WHAT IS REQUIRED: Skip the pictures. Transcribe the rest of the data below without changing a word.

* Begin PROVIDED MATERIAL *

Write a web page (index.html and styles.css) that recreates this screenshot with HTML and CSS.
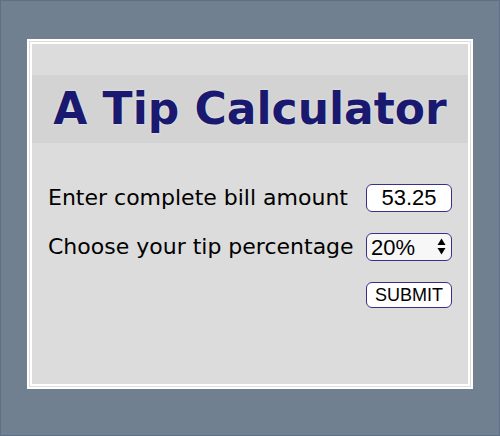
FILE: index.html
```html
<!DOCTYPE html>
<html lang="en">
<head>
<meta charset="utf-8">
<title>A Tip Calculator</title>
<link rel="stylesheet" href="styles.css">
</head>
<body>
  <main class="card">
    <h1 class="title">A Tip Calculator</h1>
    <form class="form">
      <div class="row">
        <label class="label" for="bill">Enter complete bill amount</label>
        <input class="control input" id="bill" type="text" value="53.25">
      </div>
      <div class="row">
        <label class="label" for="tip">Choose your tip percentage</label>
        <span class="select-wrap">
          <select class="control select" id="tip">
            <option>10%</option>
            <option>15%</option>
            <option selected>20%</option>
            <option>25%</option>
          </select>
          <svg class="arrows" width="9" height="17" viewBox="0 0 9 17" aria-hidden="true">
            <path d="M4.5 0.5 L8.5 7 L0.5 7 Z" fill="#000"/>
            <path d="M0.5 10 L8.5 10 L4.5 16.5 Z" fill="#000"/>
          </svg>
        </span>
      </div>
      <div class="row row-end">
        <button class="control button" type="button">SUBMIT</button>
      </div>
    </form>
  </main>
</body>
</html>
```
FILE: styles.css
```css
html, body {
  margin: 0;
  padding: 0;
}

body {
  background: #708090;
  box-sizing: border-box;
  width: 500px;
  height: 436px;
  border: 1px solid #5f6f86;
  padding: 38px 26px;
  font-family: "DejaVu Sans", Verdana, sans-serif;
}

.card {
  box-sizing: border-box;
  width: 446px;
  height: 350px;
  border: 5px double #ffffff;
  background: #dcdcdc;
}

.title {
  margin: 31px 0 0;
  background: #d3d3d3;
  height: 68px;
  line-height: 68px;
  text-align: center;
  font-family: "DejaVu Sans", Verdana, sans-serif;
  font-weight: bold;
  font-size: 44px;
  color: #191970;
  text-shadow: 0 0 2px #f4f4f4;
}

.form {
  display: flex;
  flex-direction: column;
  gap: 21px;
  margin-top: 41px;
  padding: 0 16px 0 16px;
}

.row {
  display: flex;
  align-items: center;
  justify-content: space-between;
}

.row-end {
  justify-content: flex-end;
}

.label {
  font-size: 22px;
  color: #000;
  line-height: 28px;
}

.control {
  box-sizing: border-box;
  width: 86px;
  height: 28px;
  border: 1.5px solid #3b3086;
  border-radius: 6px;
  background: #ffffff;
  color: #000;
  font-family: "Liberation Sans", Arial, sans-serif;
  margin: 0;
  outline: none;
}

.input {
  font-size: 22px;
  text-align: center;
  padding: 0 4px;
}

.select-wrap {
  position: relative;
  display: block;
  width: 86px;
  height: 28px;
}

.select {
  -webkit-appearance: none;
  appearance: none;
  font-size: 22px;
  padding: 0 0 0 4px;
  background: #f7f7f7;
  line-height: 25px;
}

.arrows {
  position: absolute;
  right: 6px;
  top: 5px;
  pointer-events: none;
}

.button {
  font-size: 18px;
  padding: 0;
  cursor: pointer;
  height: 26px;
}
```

* End PROVIDED MATERIAL *

SOLUTION:
Write a web page (index.html and styles.css) that recreates this screenshot with HTML and CSS.
FILE: index.html
```html
<!DOCTYPE html>
<html lang="en">
<head>
<meta charset="utf-8">
<title>A Tip Calculator</title>
<link rel="stylesheet" href="styles.css">
</head>
<body>
  <main class="card">
    <h1 class="title">A Tip Calculator</h1>
    <form class="form">
      <div class="row">
        <label class="label" for="bill">Enter complete bill amount</label>
        <input class="control input" id="bill" type="text" value="53.25">
      </div>
      <div class="row">
        <label class="label" for="tip">Choose your tip percentage</label>
        <span class="select-wrap">
          <select class="control select" id="tip">
            <option>10%</option>
            <option>15%</option>
            <option selected>20%</option>
            <option>25%</option>
          </select>
          <svg class="arrows" width="9" height="17" viewBox="0 0 9 17" aria-hidden="true">
            <path d="M4.5 0.5 L8.5 7 L0.5 7 Z" fill="#000"/>
            <path d="M0.5 10 L8.5 10 L4.5 16.5 Z" fill="#000"/>
          </svg>
        </span>
      </div>
      <div class="row row-end">
        <button class="control button" type="button">SUBMIT</button>
      </div>
    </form>
  </main>
</body>
</html>
```
FILE: styles.css
```css
html, body {
  margin: 0;
  padding: 0;
}

body {
  background: #708090;
  box-sizing: border-box;
  width: 500px;
  height: 436px;
  border: 1px solid #5f6f86;
  padding: 38px 26px;
  font-family: "DejaVu Sans", Verdana, sans-serif;
}

.card {
  box-sizing: border-box;
  width: 446px;
  height: 350px;
  border: 5px double #ffffff;
  background: #dcdcdc;
}

.title {
  margin: 31px 0 0;
  background: #d3d3d3;
  height: 68px;
  line-height: 68px;
  text-align: center;
  font-family: "DejaVu Sans", Verdana, sans-serif;
  font-weight: bold;
  font-size: 44px;
  color: #191970;
  text-shadow: 0 0 2px #f4f4f4;
}

.form {
  display: flex;
  flex-direction: column;
  gap: 21px;
  margin-top: 41px;
  padding: 0 16px 0 16px;
}

.row {
  display: flex;
  align-items: center;
  justify-content: space-between;
}

.row-end {
  justify-content: flex-end;
}

.label {
  font-size: 22px;
  color: #000;
  line-height: 28px;
}

.control {
  box-sizing: border-box;
  width: 86px;
  height: 28px;
  border: 1.5px solid #3b3086;
  border-radius: 6px;
  background: #ffffff;
  color: #000;
  font-family: "Liberation Sans", Arial, sans-serif;
  margin: 0;
  outline: none;
}

.input {
  font-size: 22px;
  text-align: center;
  padding: 0 4px;
}

.select-wrap {
  position: relative;
  display: block;
  width: 86px;
  height: 28px;
}

.select {
  -webkit-appearance: none;
  appearance: none;
  font-size: 22px;
  padding: 0 0 0 4px;
  background: #f7f7f7;
  line-height: 25px;
}

.arrows {
  position: absolute;
  right: 6px;
  top: 5px;
  pointer-events: none;
}

.button {
  font-size: 18px;
  padding: 0;
  cursor: pointer;
  height: 26px;
}
```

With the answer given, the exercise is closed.